Oh Giles, so scandalous in your attention grabbing tactics! An editorial that starts with the fight for a public convenience which NEEDED to be transformed from a derelict civic asset into a cocktail bar and would subsequently serve the reverently, and not the least bit inflammatory, named ‘Nimby’ cocktail. As I read, I wondered if a vitriolic copy editor had got hold of comrade Giles’ draft and charged through and standardised it to a required pompous house style. Although, maybe not!

Also, I might add, I considered whether there was quite an ignorant vein running through the piece. Spitting and protesting, I wondered if Mr Coren had had an ulterior motive to consider, whilst tip-tapping on the keyboard.

For it is my thought that when the argument to stop locals from spending a penny is defended with their ability to buy an £8 cocktail in the future, the words: cake, have and eat it come to mind. In fact, I do wonder why ‘Bourgeoisie’ wasn't used as the name for the bar; Ladies and Gentlemen seems just SO provincial!

Time will tell whether the bar will prove profitable and bring the bar owner's suggestion of prosperity to the local area (should he have said locals here?). Because of course, prosperity is what every resident wants, isn’t it?
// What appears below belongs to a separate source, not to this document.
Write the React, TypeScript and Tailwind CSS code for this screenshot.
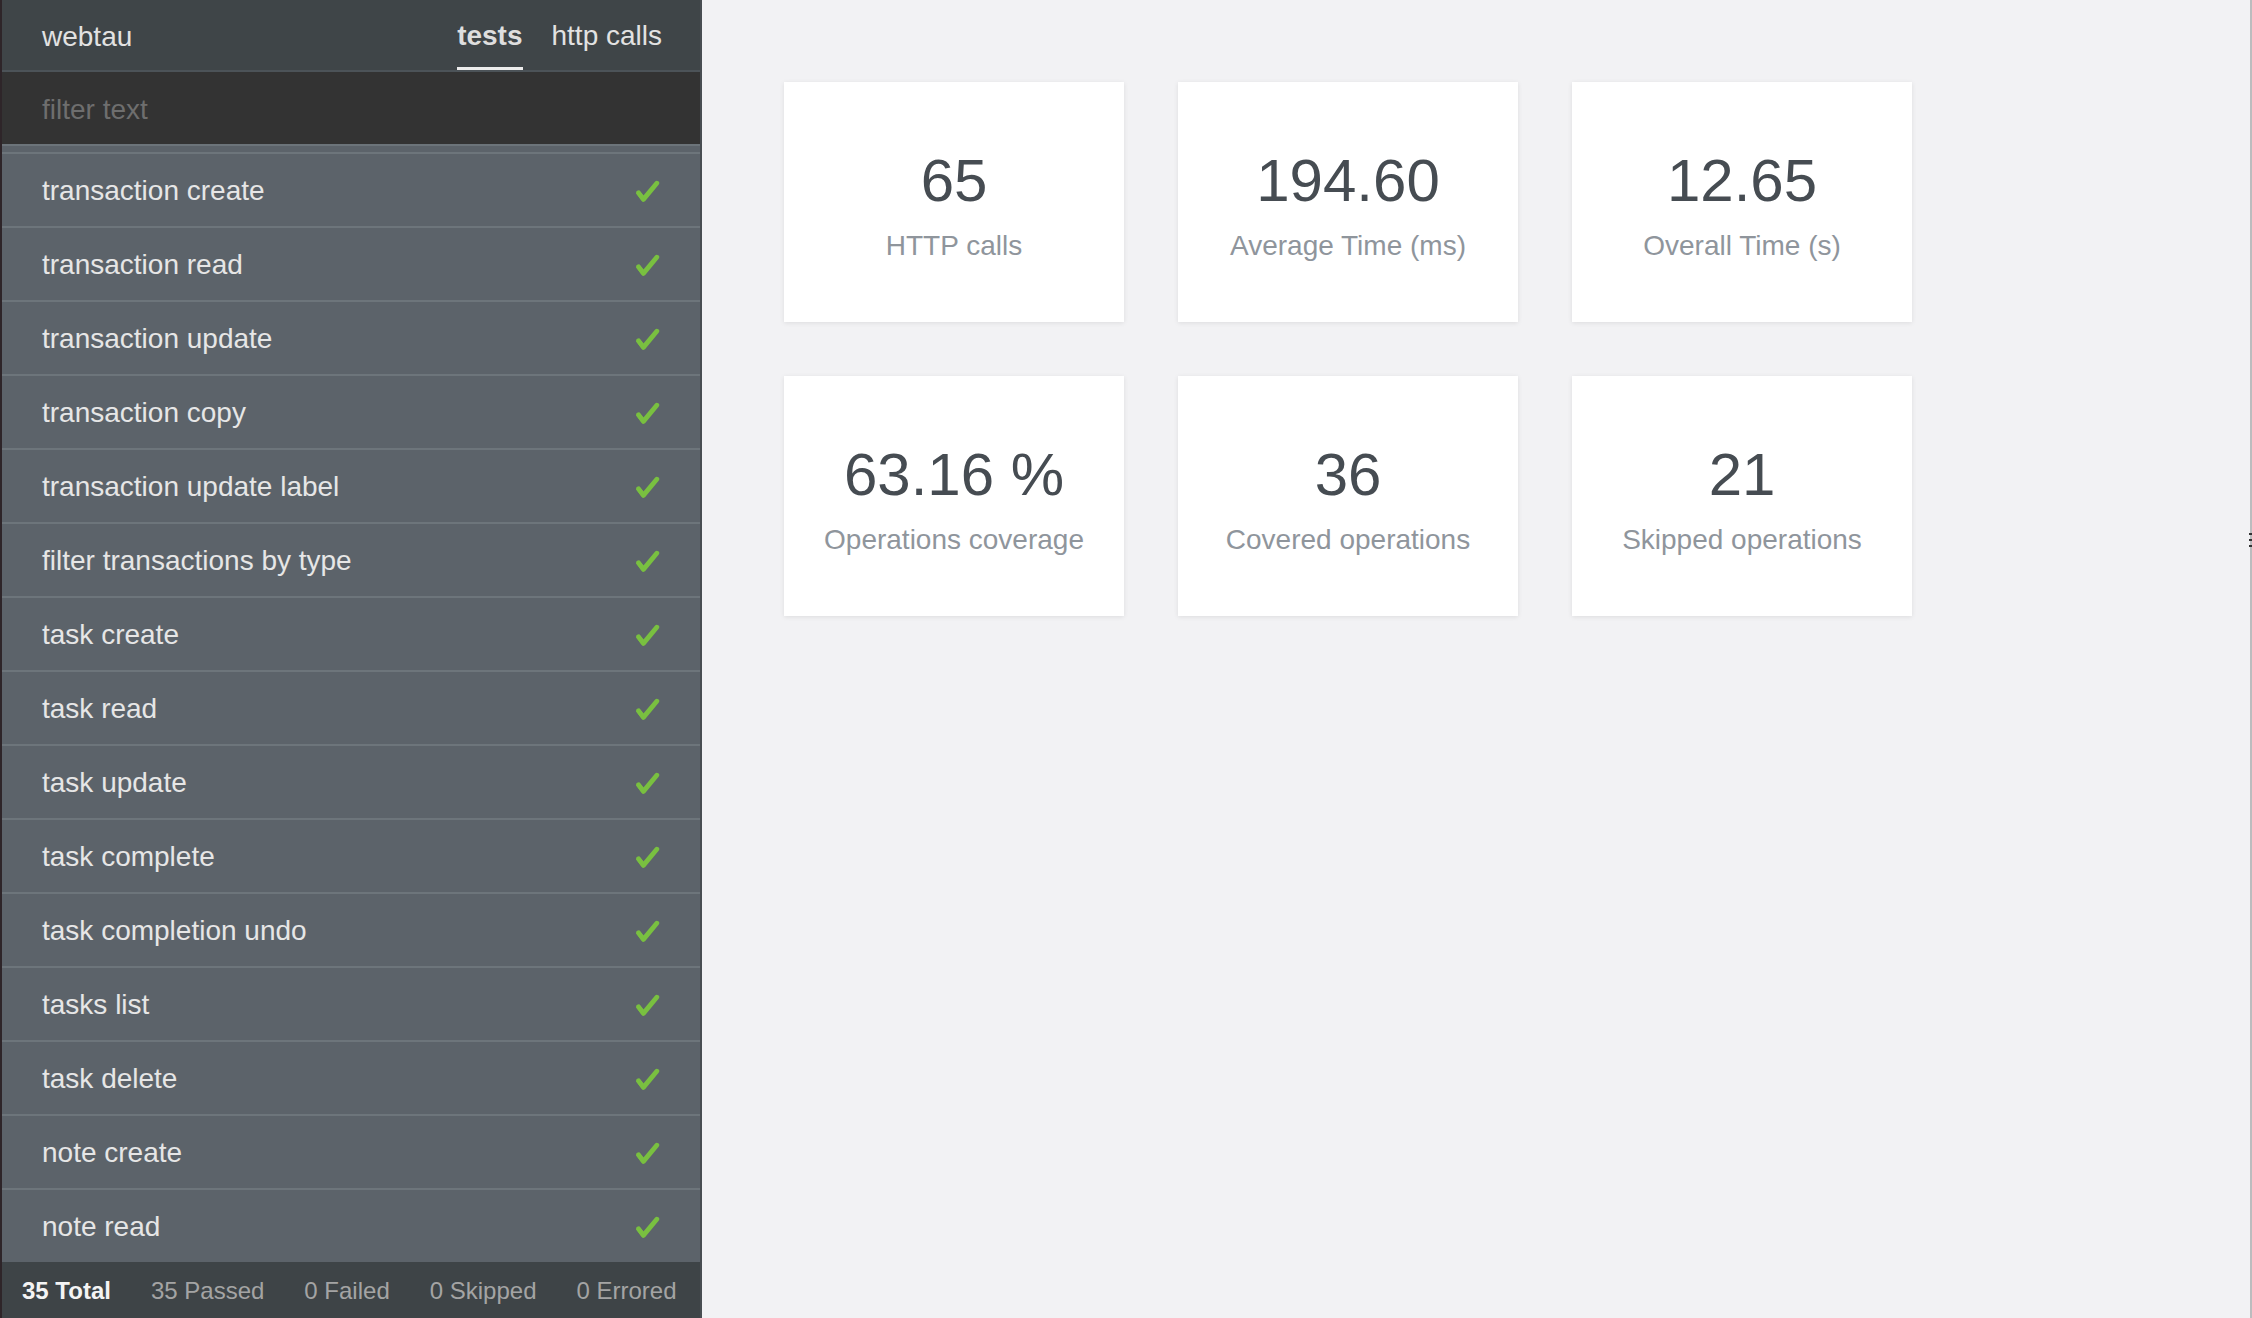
import React from "react";

const tests = [
  "transaction create",
  "transaction read",
  "transaction update",
  "transaction copy",
  "transaction update label",
  "filter transactions by type",
  "task create",
  "task read",
  "task update",
  "task complete",
  "task completion undo",
  "tasks list",
  "task delete",
  "note create",
  "note read",
];

const cards = [
  { value: "65", label: "HTTP calls" },
  { value: "194.60", label: "Average Time (ms)" },
  { value: "12.65", label: "Overall Time (s)" },
  { value: "63.16 %", label: "Operations coverage" },
  { value: "36", label: "Covered operations" },
  { value: "21", label: "Skipped operations" },
];

function Check() {
  return (
    <svg width="25" height="23" viewBox="0 0 25 23" aria-hidden="true">
      <path
        d="M3.6 12.8 L8.4 19.4 L21.8 3.2"
        fill="none"
        stroke="#79c040"
        strokeWidth="4.8"
        strokeLinecap="round"
        strokeLinejoin="round"
      />
      <path d="M3 11.2 C5.4 11.4 7.6 14.6 9.8 17.4 L7.8 21.8 C5.8 19.8 3.6 16.4 1.2 13.6 Z" fill="#79c040" />
    </svg>
  );
}

export default function App() {
  return (
    <div
      className="relative flex h-[1318px] w-[2252px] overflow-hidden bg-[#f2f2f4]"
      style={{ fontFamily: '"Liberation Sans", Arial, Helvetica, sans-serif' }}
    >
      <aside className="flex h-full w-[702px] shrink-0 flex-col border-l-2 border-r-2 border-l-[#2e2529] border-r-[#494e52] bg-[#5c636a]">
        <header className="flex h-[72px] shrink-0 items-stretch justify-between border-b-2 border-[#4c5358] bg-[#3f4548] pl-[40px] pr-[38px]">
          <div className="flex items-center pt-[4px] text-[28px] text-[#e2e2e2]">webtau</div>
          <nav className="flex items-stretch gap-[29px] text-[28px]">
            <div className="flex items-center border-b-[3px] border-[#ececec] pt-[4px] font-bold text-[#dedede]">
              tests
            </div>
            <div className="flex items-center border-b-[3px] border-transparent pt-[5px] text-[#e2e2e2]">
              http calls
            </div>
          </nav>
        </header>
        <div className="flex h-[72px] shrink-0 items-center bg-[#333333] pl-[40px] pt-[4px]">
          <input
            className="w-full bg-transparent text-[28px] text-[#e0e0e0] outline-none placeholder:text-[#6e6e6e]"
            placeholder="filter text"
          />
        </div>
        <div className="flex-1 overflow-hidden border-t-2 border-[#6c747a] pt-[6px]">
          {tests.map((t) => (
            <div
              key={t}
              className="flex h-[74px] items-center justify-between border-t-2 border-[#6d757b] pl-[40px] pr-[40px] pt-[2px] text-[28px] text-[#e6e6e6]"
            >
              <span>{t}</span>
              <Check />
            </div>
          ))}
        </div>
        <footer className="flex h-[56px] shrink-0 items-center gap-[40px] bg-[#3e4447] pl-[20px] pt-[1px] text-[24px] text-[#a4a4a4]">
          <span className="font-bold text-[#f4f4f4]">35 Total</span>
          <span>35 Passed</span>
          <span>0 Failed</span>
          <span>0 Skipped</span>
          <span>0 Errored</span>
        </footer>
      </aside>
      <main className="flex-1 border-r-2 border-[#bcbcbe] pl-[82px] pt-[82px]">
        <div className="grid grid-cols-[340px_340px_340px] gap-[54px]">
          {cards.map((c) => (
            <div
              key={c.label}
              className="flex h-[240px] flex-col items-center justify-center bg-white pt-[6px] shadow-[0_1px_5px_rgba(0,0,0,0.09)]"
            >
              <div className="text-[60px] leading-[72px] text-[#464c52]">{c.value}</div>
              <div className="mt-[9px] text-[28px] leading-[40px] text-[#8f959c]">{c.label}</div>
            </div>
          ))}
        </div>
      </main>
      <div className="absolute right-0 top-[533px] flex w-[3px] flex-col gap-[4px]">
        <div className="h-[2px] bg-[#333]" />
        <div className="h-[2px] bg-[#333]" />
        <div className="h-[2px] bg-[#333]" />
      </div>
    </div>
  );
}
After all, why would neighbours, who have lived all or most of their lives in an area, be opposed to change? 

Alternatively, should neglected buildings and structures be refurbished and saved or razed to the ground and replaced with 'places that people prefer'? As a fan of the compositions from the magnanimous Gentle Author, I found Giles’ script quite disturbing in its intimation of egocentric pontification. 

Maybe, when an indigenous resident cries out for a toilet rather than a bar, it’s not because they’re saying ‘not in my back yard’ but are simply screaming to be heard.